**Stated exercise**
Give only the number of lines in the data that contain the word "this".
— START Supplied entries —
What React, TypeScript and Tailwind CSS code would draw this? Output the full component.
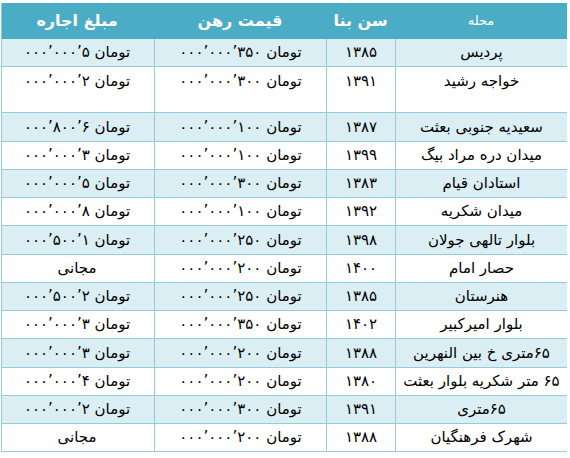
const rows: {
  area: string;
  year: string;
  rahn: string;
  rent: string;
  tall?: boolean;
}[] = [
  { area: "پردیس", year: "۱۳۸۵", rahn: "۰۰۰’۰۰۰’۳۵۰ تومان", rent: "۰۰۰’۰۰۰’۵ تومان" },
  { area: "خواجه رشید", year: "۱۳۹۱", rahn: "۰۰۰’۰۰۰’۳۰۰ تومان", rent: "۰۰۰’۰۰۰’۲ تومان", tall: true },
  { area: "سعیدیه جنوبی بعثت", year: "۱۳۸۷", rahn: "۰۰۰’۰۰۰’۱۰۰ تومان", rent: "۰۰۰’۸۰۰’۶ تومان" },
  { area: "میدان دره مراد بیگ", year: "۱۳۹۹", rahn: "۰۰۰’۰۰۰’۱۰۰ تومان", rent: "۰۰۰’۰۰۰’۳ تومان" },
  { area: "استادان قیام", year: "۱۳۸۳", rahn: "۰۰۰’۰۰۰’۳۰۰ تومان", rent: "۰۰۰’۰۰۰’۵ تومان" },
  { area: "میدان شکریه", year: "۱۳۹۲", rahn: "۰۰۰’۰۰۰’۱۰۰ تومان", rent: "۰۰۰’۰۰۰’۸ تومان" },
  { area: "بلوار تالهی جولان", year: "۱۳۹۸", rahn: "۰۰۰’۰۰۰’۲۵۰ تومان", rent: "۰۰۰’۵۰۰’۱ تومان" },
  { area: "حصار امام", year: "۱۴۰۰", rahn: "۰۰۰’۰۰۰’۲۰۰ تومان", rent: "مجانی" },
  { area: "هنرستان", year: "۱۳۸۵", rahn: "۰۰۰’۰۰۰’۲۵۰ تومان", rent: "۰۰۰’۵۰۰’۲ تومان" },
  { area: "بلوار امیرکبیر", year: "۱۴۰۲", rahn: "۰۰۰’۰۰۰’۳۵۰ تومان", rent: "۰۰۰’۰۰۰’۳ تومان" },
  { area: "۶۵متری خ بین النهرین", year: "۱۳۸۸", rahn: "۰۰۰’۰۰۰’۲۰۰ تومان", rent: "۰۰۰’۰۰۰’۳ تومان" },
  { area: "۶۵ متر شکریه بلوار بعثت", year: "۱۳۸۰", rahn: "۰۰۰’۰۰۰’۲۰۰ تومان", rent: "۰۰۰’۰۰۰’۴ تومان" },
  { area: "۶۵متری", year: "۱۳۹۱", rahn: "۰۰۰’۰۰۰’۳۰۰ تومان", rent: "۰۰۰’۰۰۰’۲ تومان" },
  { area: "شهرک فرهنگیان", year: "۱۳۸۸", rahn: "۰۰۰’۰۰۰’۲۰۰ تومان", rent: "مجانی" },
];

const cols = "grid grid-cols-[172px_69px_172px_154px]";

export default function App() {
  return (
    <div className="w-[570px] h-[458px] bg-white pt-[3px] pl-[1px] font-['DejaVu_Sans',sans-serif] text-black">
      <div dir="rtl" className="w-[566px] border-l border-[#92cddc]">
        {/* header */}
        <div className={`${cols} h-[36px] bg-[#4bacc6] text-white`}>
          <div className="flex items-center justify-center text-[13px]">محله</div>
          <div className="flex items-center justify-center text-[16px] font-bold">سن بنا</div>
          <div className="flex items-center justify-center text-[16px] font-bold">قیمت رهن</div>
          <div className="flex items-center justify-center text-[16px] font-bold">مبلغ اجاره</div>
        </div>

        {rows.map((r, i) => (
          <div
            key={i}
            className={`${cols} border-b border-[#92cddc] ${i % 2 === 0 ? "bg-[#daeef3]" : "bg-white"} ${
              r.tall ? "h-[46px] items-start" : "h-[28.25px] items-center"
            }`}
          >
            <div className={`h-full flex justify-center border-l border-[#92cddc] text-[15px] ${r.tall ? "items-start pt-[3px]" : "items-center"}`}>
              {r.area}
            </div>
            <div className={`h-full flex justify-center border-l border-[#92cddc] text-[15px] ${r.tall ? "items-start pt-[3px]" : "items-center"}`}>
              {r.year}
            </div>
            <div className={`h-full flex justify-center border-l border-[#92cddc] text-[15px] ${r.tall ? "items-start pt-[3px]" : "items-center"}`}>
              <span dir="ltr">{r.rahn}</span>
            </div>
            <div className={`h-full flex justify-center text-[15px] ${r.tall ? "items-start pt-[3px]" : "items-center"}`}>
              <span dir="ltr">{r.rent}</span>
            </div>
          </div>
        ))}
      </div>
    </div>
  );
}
— END Supplied entries —
— START Supplied entries —
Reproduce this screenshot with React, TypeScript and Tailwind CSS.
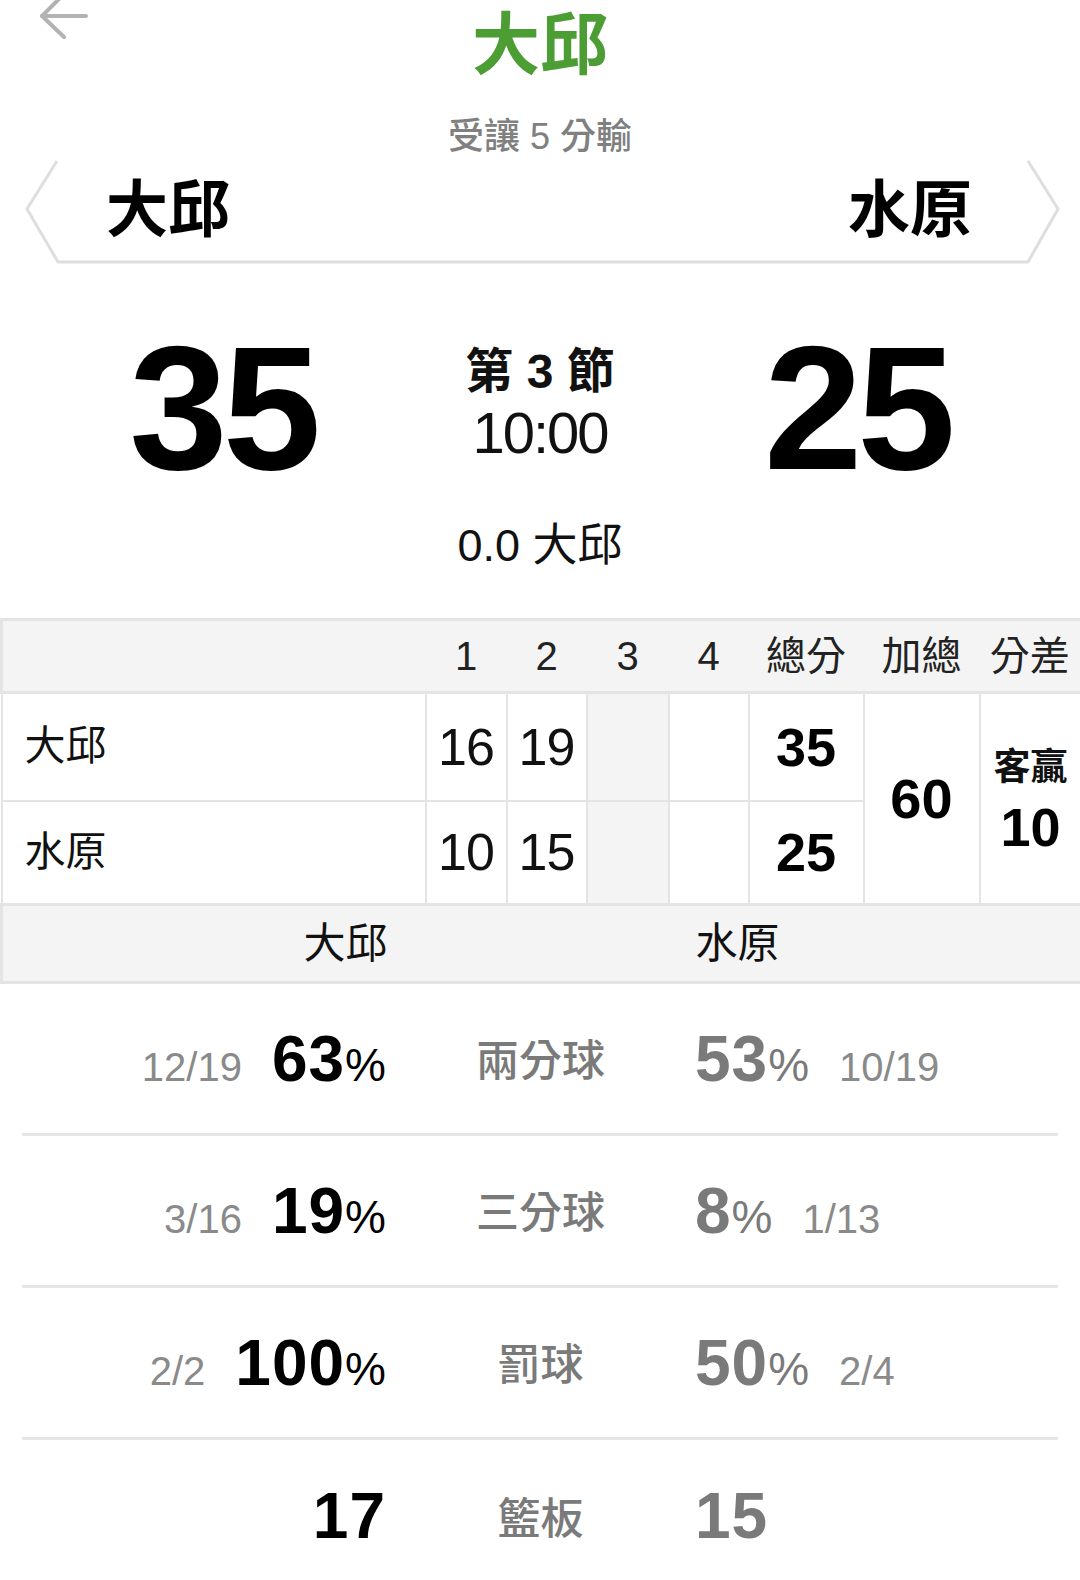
— END Supplied entries —
**Exercise answer**
2